Kozol takes the reader into these schools to make his point. In Chicago, there is a school with no library. They are overcrowded, understaffed, and lack even the basics of resources and equipments. He takes us to a high school in the Bronx where the rain pours in. For example, Kozol states, “The science labs at East St. Louis High are 30 to 50 years outdated…The six lab stations in the room have empty holes where pipes were once attached. ‘It would be great if we had water,’ says a physics teacher (Kozol 27). He later hits the reader hard questioning why our country allows this to happen.  “Almost anyone who visits in the schools of East St. Louis…comes away profoundly shaken.

These are innocent children, after all…One searches  fro some way to understand why a society as rich and, frequently, as    generous as ours would leave these children in their penury and squalor  for so long-and with so little public indignation. Is this just a strange   mistake of history?…why is it that we can’t at least pour vast amounts of    money, ingenuity, and talent into public education for these children? (140). He literally bombards the reader with real horror stories of his visits and travels in order to put a face on the poor state of education.  It isn’t just about education and schools and teachers; there are real kids involved here who are not getting what they need.

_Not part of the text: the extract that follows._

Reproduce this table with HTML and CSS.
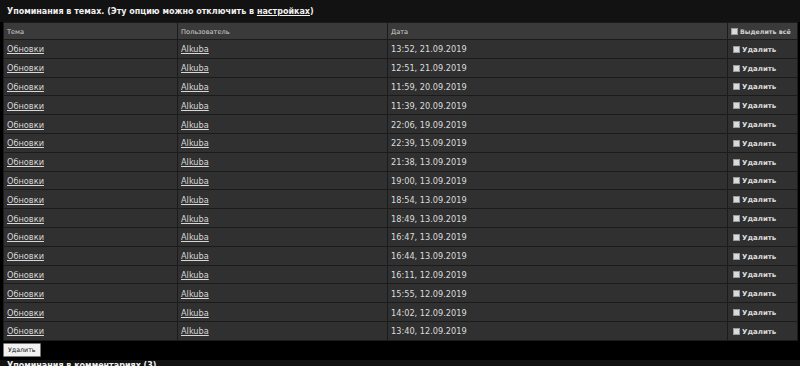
FILE: index.html
```html
<!DOCTYPE html>
<html lang="ru">
<head>
<meta charset="utf-8">
<title>Упоминания</title>
<link rel="stylesheet" href="styles.css">
</head>
<body>
<section class="block">
  <h2 class="block-title">Упоминания в темах. (Эту опцию можно отключить в <a href="#">настройках</a>)</h2>
  <table class="list">
    <colgroup>
      <col class="c-topic"><col class="c-user"><col class="c-date"><col class="c-act">
    </colgroup>
    <thead>
      <tr><th>Тема</th><th>Пользователь</th><th>Дата</th><th class="act"><span class="cb"></span>Выделить всё</th></tr>
    </thead>
    <tbody>
      <tr><td><a href="#">Обновки</a></td><td><a href="#">Alkuba</a></td><td>13:52, 21.09.2019</td><td class="act"><span class="cb"></span>Удалить</td></tr>
      <tr><td><a href="#">Обновки</a></td><td><a href="#">Alkuba</a></td><td>12:51, 21.09.2019</td><td class="act"><span class="cb"></span>Удалить</td></tr>
      <tr><td><a href="#">Обновки</a></td><td><a href="#">Alkuba</a></td><td>11:59, 20.09.2019</td><td class="act"><span class="cb"></span>Удалить</td></tr>
      <tr><td><a href="#">Обновки</a></td><td><a href="#">Alkuba</a></td><td>11:39, 20.09.2019</td><td class="act"><span class="cb"></span>Удалить</td></tr>
      <tr><td><a href="#">Обновки</a></td><td><a href="#">Alkuba</a></td><td>22:06, 19.09.2019</td><td class="act"><span class="cb"></span>Удалить</td></tr>
      <tr><td><a href="#">Обновки</a></td><td><a href="#">Alkuba</a></td><td>22:39, 15.09.2019</td><td class="act"><span class="cb"></span>Удалить</td></tr>
      <tr><td><a href="#">Обновки</a></td><td><a href="#">Alkuba</a></td><td>21:38, 13.09.2019</td><td class="act"><span class="cb"></span>Удалить</td></tr>
      <tr><td><a href="#">Обновки</a></td><td><a href="#">Alkuba</a></td><td>19:00, 13.09.2019</td><td class="act"><span class="cb"></span>Удалить</td></tr>
      <tr><td><a href="#">Обновки</a></td><td><a href="#">Alkuba</a></td><td>18:54, 13.09.2019</td><td class="act"><span class="cb"></span>Удалить</td></tr>
      <tr><td><a href="#">Обновки</a></td><td><a href="#">Alkuba</a></td><td>18:49, 13.09.2019</td><td class="act"><span class="cb"></span>Удалить</td></tr>
      <tr><td><a href="#">Обновки</a></td><td><a href="#">Alkuba</a></td><td>16:47, 13.09.2019</td><td class="act"><span class="cb"></span>Удалить</td></tr>
      <tr><td><a href="#">Обновки</a></td><td><a href="#">Alkuba</a></td><td>16:44, 13.09.2019</td><td class="act"><span class="cb"></span>Удалить</td></tr>
      <tr><td><a href="#">Обновки</a></td><td><a href="#">Alkuba</a></td><td>16:11, 12.09.2019</td><td class="act"><span class="cb"></span>Удалить</td></tr>
      <tr><td><a href="#">Обновки</a></td><td><a href="#">Alkuba</a></td><td>15:55, 12.09.2019</td><td class="act"><span class="cb"></span>Удалить</td></tr>
      <tr><td><a href="#">Обновки</a></td><td><a href="#">Alkuba</a></td><td>14:02, 12.09.2019</td><td class="act"><span class="cb"></span>Удалить</td></tr>
      <tr><td><a href="#">Обновки</a></td><td><a href="#">Alkuba</a></td><td>13:40, 12.09.2019</td><td class="act"><span class="cb"></span>Удалить</td></tr>
    </tbody>
  </table>
  <div class="actions"><button class="btn" type="button">Удалить</button></div>
</section>
<section class="block">
  <h2 class="block-title">Упоминания в комментариях (3)</h2>
</section>
</body>
</html>
```

FILE: styles.css
```css
* { box-sizing: border-box; }
html, body { margin: 0; padding: 0; background: #000; }
body {
  font-family: "DejaVu Sans", Verdana, sans-serif;
  color: #d8d8d8;
  overflow: hidden;
}
a { color: #d8d8d8; text-decoration: underline; }

.block-title {
  margin: 0;
  background: #121212;
  color: #f0f0f0;
  font-size: 8px;
  font-weight: bold;
  line-height: 12px;
  padding: 6px 7px 4px;
  height: 22px;
}
.block-title a { color: #f0f0f0; }
.block + .block .block-title { padding-top: 0; }

.list {
  border-collapse: collapse;
  table-layout: fixed;
  width: 794px;
  margin-left: 3px;
}
.c-topic { width: 174px; }
.c-user { width: 210px; }
.c-date { width: 340px; }
.c-act { width: 70px; }

.list th, .list td {
  border: 1px solid #1b1b1b;
  text-align: left;
  padding: 0 3px;
  white-space: nowrap;
  overflow: hidden;
}
.list th {
  background: #3a3a3a;
  height: 17px;
  font-size: 6.6px;
  font-weight: normal;
  color: #d0d0d0;
  padding-top: 1px;
}
.list td {
  background: #303030;
  height: 18.8px;
  font-size: 8.2px;
  color: #dcdcdc;
  padding-top: 1px;
}
.list th.act {
  font-weight: bold;
  font-size: 6.3px;
  padding-left: 3px;
}
.list td.act {
  font-weight: bold;
  font-size: 7px;
  padding-left: 5px;
  padding-top: 2px;
}
.cb {
  display: inline-block;
  width: 7px;
  height: 7px;
  background: #dadada;
  border: 1px solid #9a9a9a;
  margin-right: 2px;
  vertical-align: -1px;
}

.actions {
  padding: 2px 3px 0;
  height: 19px;
}
.btn {
  display: block;
  font-family: "DejaVu Sans", Verdana, sans-serif;
  font-size: 6.3px;
  padding: 0 4px;
  height: 14px;
  background: #f2f2f2;
  color: #111;
  border: 1px solid #777;
  border-radius: 1px;
}
```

Of Patterson, New Jersey, he states,

“The city is so short of space that four elementary schools now occupy  abandoned factories. Children at one wood-frame elementary school,  which has no cafeteria or indoor space for recreation, eat lunch in a section of the boiler room. A bathroom houses reading classes (Kozol 106). He compares these schools to suburban ones where conditions are much better. Teachers are paid much more, libraries are stocked, and technology abounds. He does a fantastic job at showing the contrasts between the wealthy schools and the poor schools. With the pictures he paints for the reader, the reader cannot argue with him. He also makes a plea for America to value equality and fix its schools.

“And yet we stop to tell ourselves: These are Americans. Why do we     reduce them to this beggary – and why, particularly, in public education?    Why not spend on children here at least what we would be investing in  their education if they lived within a wealthy district like Winnetka, Illinois, or Cherry Hill, New Jersey, or Manhasset, Rye, or Great Neck in  New York? Wouldn’t this be natural behavior in an affluent society that    seems to value fairness in so many other areas of life? Is fairness less   important to Americans today than in some earlier times? Is it viewed as   slightly tiresome and incompatible with hardnosed values? What do                                Americans believe about equality? (Kozol 41)

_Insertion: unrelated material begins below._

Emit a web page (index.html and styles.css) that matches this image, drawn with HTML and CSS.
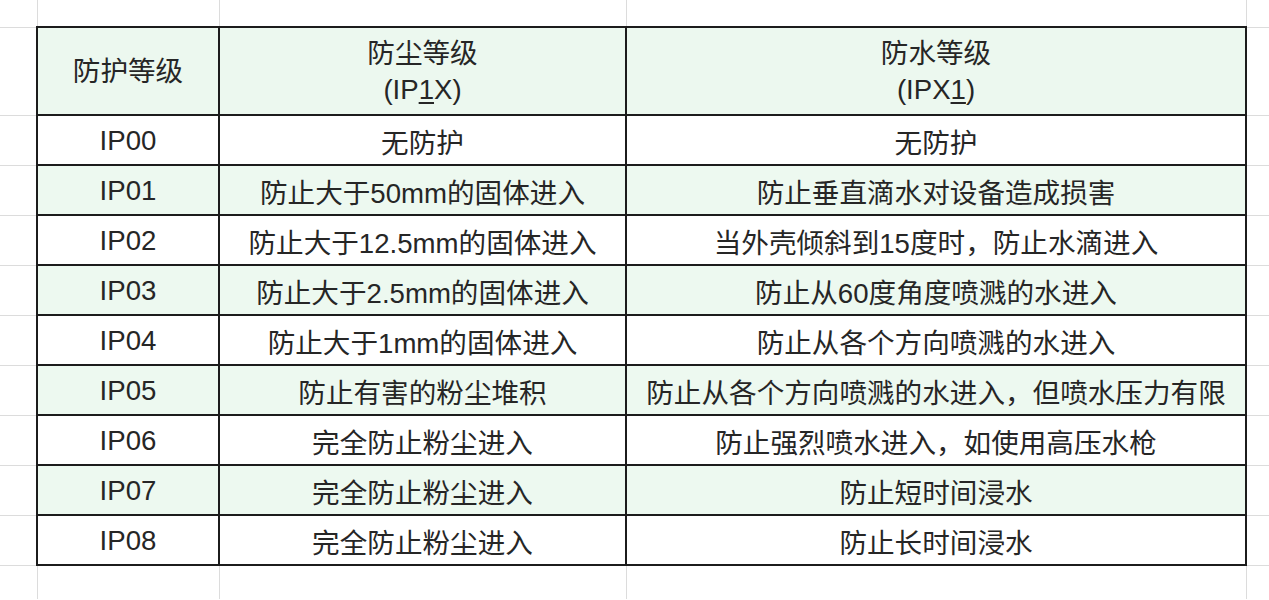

Kozol ends the book with a vivid picture of an elementary school in a neighborhood of Cincinnati. He tells the reader that atmosphere was polluted with factories, prostitutes were near, and “Bleakness was the order of the day.” Kozol said he “rarely saw a child with a good big smile (Kozol 230-31). He leaves the reader with a bad taste in his/her mouth at the state of schools. This he does in hopes of spurring his readers to action.

His research methods would be described as informal because his analysis comes from observations and interviews. There is no standard form that he uses, but he gets the material nonetheless. He devotes a chapter to teach area he discusses and gives the reader a description of the city as to understand why the schools are the way they are. His findings are extremely significant to America as he clearly delineates the problems of American schools. With the images he creates, no one can argue with him. The pictures of these inner city schools are bleak.

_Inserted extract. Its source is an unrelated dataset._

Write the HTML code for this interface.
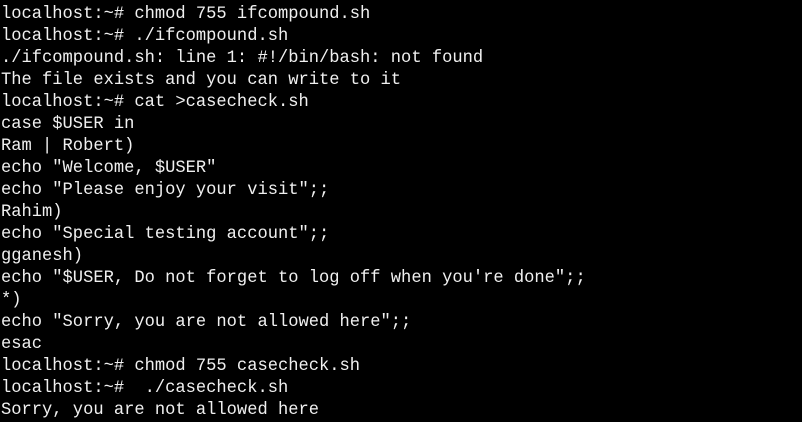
<!DOCTYPE html>
<html><head><style>
body{margin:0;background:#000;width:802px;height:420px;overflow:hidden}
pre{margin:0;padding:4px 0 0 1px;font-family:"Liberation Mono",monospace;font-size:17.1px;line-height:22px;color:#f0f0f0;white-space:pre}
</style></head><body><pre>localhost:~# chmod 755 ifcompound.sh
localhost:~# ./ifcompound.sh
./ifcompound.sh: line 1: #!/bin/bash: not found
The file exists and you can write to it
localhost:~# cat &gt;casecheck.sh
case $USER in
Ram | Robert)
echo "Welcome, $USER"
echo "Please enjoy your visit";;
Rahim)
echo "Special testing account";;
gganesh)
echo "$USER, Do not forget to log off when you're done";;
*)
echo "Sorry, you are not allowed here";;
esac
localhost:~# chmod 755 casecheck.sh
localhost:~#  ./casecheck.sh
Sorry, you are not allowed here</pre></body></html>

A criticism for Kozol is that he does not concentrate on any other problems in education besides inequality. Not that the inequality of schools is not a huge problem, but there are other problems that lead to poor achievement as well. No Child Left Behind plays a role. If those kids don’t do well on the tests, more funding can be cut. Inner city schools do not tend to keep their teachers, With high teacher turnover, it is even harder for students to learn, and there may be large gaps in curriculum. There are also many forces at play outside the school, such as the home lives and parental involvement of these students. Probably the biggest criticism of Kozol is that he offers no solutions; he only identifies problems. He would probably say that solutions aren’t his job, and he would leave that to the educational theorists. But after reading his condemnations, it would be nice to hear some of his ideas for solutions.

Kozol doesn’t tell the reader this, but The relationship between funding and academic achievement is unclear. However, it does not take a genius to figure this out. Will more money alone solve the problems in schools? Of course, it won’t. However, more money will help. Money will help schools fix dilapidated buildings, buy equipment and resources, hire more teachers and aides to promote lower class sizes, attract better teachers who are more qualified, and a myriad of other things. But throwing money at the problem is only a start. These schools need help. They need more community and parental involvement.

They need after school programs and tutoring programs and teachers with the knowledge and compassion to continue in the profession. Kozol doesn’t mention other solutions except to give the schools more money, but there are many other things needed. Even money will not solve the problems of segregation. Inner city schools are made up mostly of minority students. How is that problem solved? Yes, more whites who fled to the suburbs are finding their way back to the inner city, but this is not always a good thing either. They are uprooting established communities in the process of gentrification and displacing people who may have nowhere else to go. This is why Kozol focuses on the money, because as difficult as it will be to change the way we fund schools, it will be harder to desegregate communities.

Kozol makes good sense when he speaks of getting rid of the property tax funding for schools and finding a new way to fund them. If education is supposed to be democratic, and it is, America cannot continue to fund schools this way. The system America has virtually guarantees that parents who can afford to buy big houses in the suburbs will send their children to better schools.

For school administrators and all personnel in schools, there are many things to be learned from this book. the most important one is that as educators, we should be fighting for democratic schools. Administrators should be out there fighting the property tax system and leading the charge to find other, more equitable ways to fund schools. Administrators also ought to be required to take a look around at the world. They should be required to visit inner city schools to truly understand what other educators go through on a daily basis. Administrators should value quality teachers all the more after reading this book, and go out of their way to keep their quality teachers.

Truly, everyone even thinking about becoming an educator should read a book like this, and visit these schools.  Most of us do not even know what a crisis we are in, right now in America.  And hopefully, future educators will be the ones to fix this crisis.

Work Cited

Kozol, Jonathan, Savage Inequities, Harper Perennial, 1992.